BTW, I may be a loudmouth newsgroup spraybag, but I was also part of a
group that did a feasibility study on making a machine that was
specifically dedicated to doing those fluids simulations. The concept
was modeled on two one-off specialty computers designed to solve
specific problems: that of simulating the behavior of stellar globular
clusters and that of breaking RSA encryption. The concept was the same
for both machines: in order to do those simulations, they do massive
amounts of repetive calculations of the same task, over and over.
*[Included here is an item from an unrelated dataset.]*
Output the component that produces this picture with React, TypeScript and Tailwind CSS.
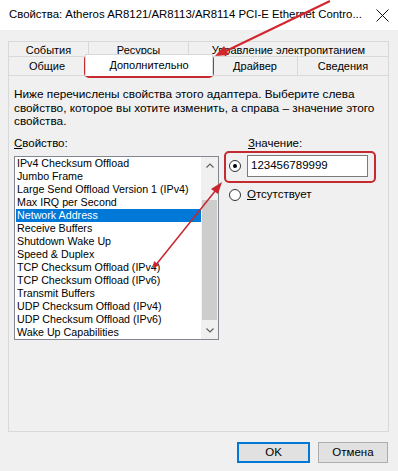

Rather than bottleneck them through a single processor, the specific
design would part out the calculations to a mass of cheap chips
designed to make only one type of calculation. The result is massive
parallel processing and the reason it worked on the globular cluster
and RSA encryption simulations is the vast majority of those
simulations are dedicated to doing a single calculation (80% for
globular clusters, a simple gravitational attraction calculation
between two bodies, and 99% for RSA encryption, factoring).

That massive parallel processing in those breadbox-size desktops were
as fast or faster than the fastest supercomputers, but they could only
solve that one problem.

Our group concluded that such a machine would be infeasible for the
fluids problem. It was impossible to design a simple cheap chip that
would handle the cascading Fourier transforms. The Fouriers were just
too complex compared to the factoring or the gravitational attraction
calculations made in the aformentioned one-off specialty machines. I'm
sure there have been many other groups studying that method that have
come to the same conclusion because if someone were ever able to make a
cheap, superfast fluids dedicated computer, they'd rake in the cash.